Poster 3.9 New implementation of the Billingsley clutter model for high fidelity GMTI data cube generation
Paul D Mountcastle - Technology Service Corpopration
Wed, 28 April 2004, 9:30 AM - 10:20 AM
Abstract
Internal Clutter Motion (ICM) places significant limits on the effectiveness of STAP clutter suppression techniques, for example in achieving the smallest minimum detectable velocity in GMTI radar surveillance applications. To simulate this effect with maximum fidelity, the required correlation must be impressed on the returns from individual scatterers during the construction of the data cube. Doing so can represent a substantial computational burden on the simulation process when a clutter scene is characterized by many millions of individual pixels. Such numbers are typical when using high fidelity SAR maps as the basis of the clutter model. The paper reports on a fast computational technique for wind-blown clutter simulation that works within a flexible data-generation system employing real high-fidelity IFSAR maps with co-registered elevation data as ground truth.
Bio
Dr. Paul D Mountcastle - Technology Service Corpopration
Dr.
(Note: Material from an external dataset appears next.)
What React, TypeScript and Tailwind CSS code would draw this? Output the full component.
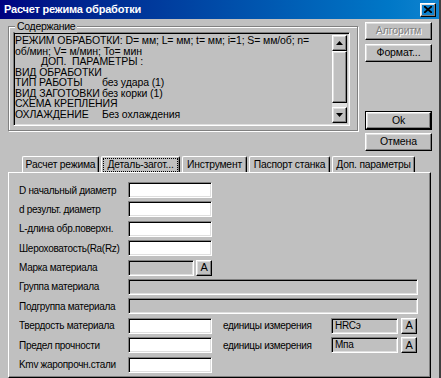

Mountcastle received his BA in Physics in 1979 from the University of Maryland, his MA in Theoretical Physics in 1981 from SUNY Stony Brook and his PhD in Theoretical Physics from the University of Hawaii in 1998. He worked in the Radar System Engineering Department of Westinghouse Electric Corporation from 1982 to 1994, and in the Radar Data Analysis Group of XonTech, Inc. from 1998 to 2003. He currently works on Knowledge-Aided STAP algorithms, missile defense radar algorithms and space-based radar concepts at Technology Service Corporation in Trumbull, CT.